The Federal Reserve’s 2025 Diary found that Americans averaged 48 payments per month in 2024, which means these tiny choices are not tiny at all. They shape prices, profit, convenience, and trust, one transaction at a time. The question is no longer just how people pay. It is what each payment quietly costs after the screen says approved.
Key Takeaways

Cards still anchor much of U.S. payment life, even as wallets grow. The Federal Reserve found that credit and debit cards accounted for 65% of U.S. consumer payments by number in 2024, and Worldpay data shows many wallets still rely on card funding behind the scenes.
Merchant fees are big enough to shape prices and business survival. Nilson Report data shows U.S. merchants paid $172.05 billion in card processing fees in 2023, rising to $187.20 billion in 2024.

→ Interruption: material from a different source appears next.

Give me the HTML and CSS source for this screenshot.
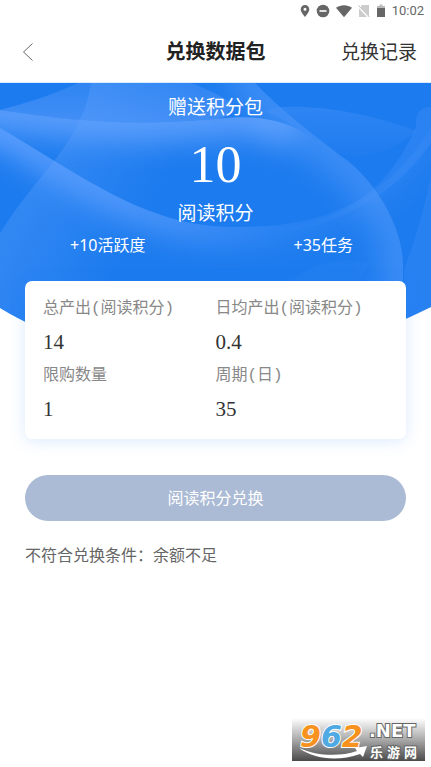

Alternative payments can help, but none are magic. Adobe says BNPL drove $20.0 billion in U.S. online holiday spending in 2025, while the Federal Reserve says Pay-by-Bank may appeal to merchants as a cost-efficient bank-based option. Each method brings a trade-off.
The best payment mix balances cost, trust, speed, and customer comfort. A low fee is useful only if the customer completes the purchase, the payment clears, fraud stays low, and the business keeps enough margin to make the sale worth it.
Disclaimer – This list is solely the author’s opinion based on research and publicly available information. It is not intended to be professional advice.